Peanut Butter-No Flour Cookies

1 cup sugar
1 cup peanut butter
1 egg
1 tsp vanilla
1/2 cup peanut butter or chocolate chips

Mix all ingredients thoroughly.  Drop onto cookie sheet.  Bake at 350 for 12 to 15 minutes.

Strawberry Cake

1 Duncan Hines white cake mix
1 family sized box of strawberry JELLO
1 small tub frozen strawberries, thawed (1/2 cup of juice separated)
3/4 cup Wesson vegetable oil
1/2 cup water
4 eggs

1 box confectioner's sugar
1/4 cup margarine, melted

Into mixing bowl, sift cake mix and JELLO.  Mix on low with strawberry juice, oil, and water.  Add eggs, one at a time, mixing thoroughly after each addition.  Pour mixture into a greased bundt pan.  Bake at 325 for 50 minutes.

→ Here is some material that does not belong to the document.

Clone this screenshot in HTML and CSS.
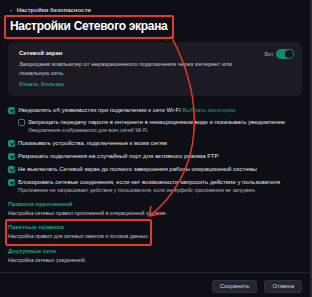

While cake is cooling, add margarine and confectioner's sugar to remaining strawberries and juice.  Mix until all is incorporated.  Pour icing over cooled cake.

Peanut Butter Balls

1&1/2 cups of peanut butter
2 sticks butter, softened
1 lb. powdered sugar
1/2 stick Gulf Wax
1 lb. chocolate chips

Melt chocolate and wax together in a double boiler.  Combine the rest of the ingredients and roll into little balls.  Dip the balls into the chocolate using a slotted spoon (a toothpick also works).  Lay them on waxed paper to dry.  It also works well to freeze the balls before dipping them into the chocolate (helps them hold shape better).

Friday, January 1, 2010

Banana Pudding

This is Jerry's (Jiggs') favorite!

3 Cups Milk
1 1/2 Cups Sugar
4 Eggs
3 Tbsp Flour
1 Tsp Vanilla Flavoring
4-6 Bananas, sliced
1 Box Nilla Wafers

Scald milk over low heat. In the meantime, blend sugar, eggs, flour, and vanilla in bleder.  Add to milk and cook over low heat until thick, stirring constantly.  Layer bananas and wafers, pour pudding over the top.  Best served immediately.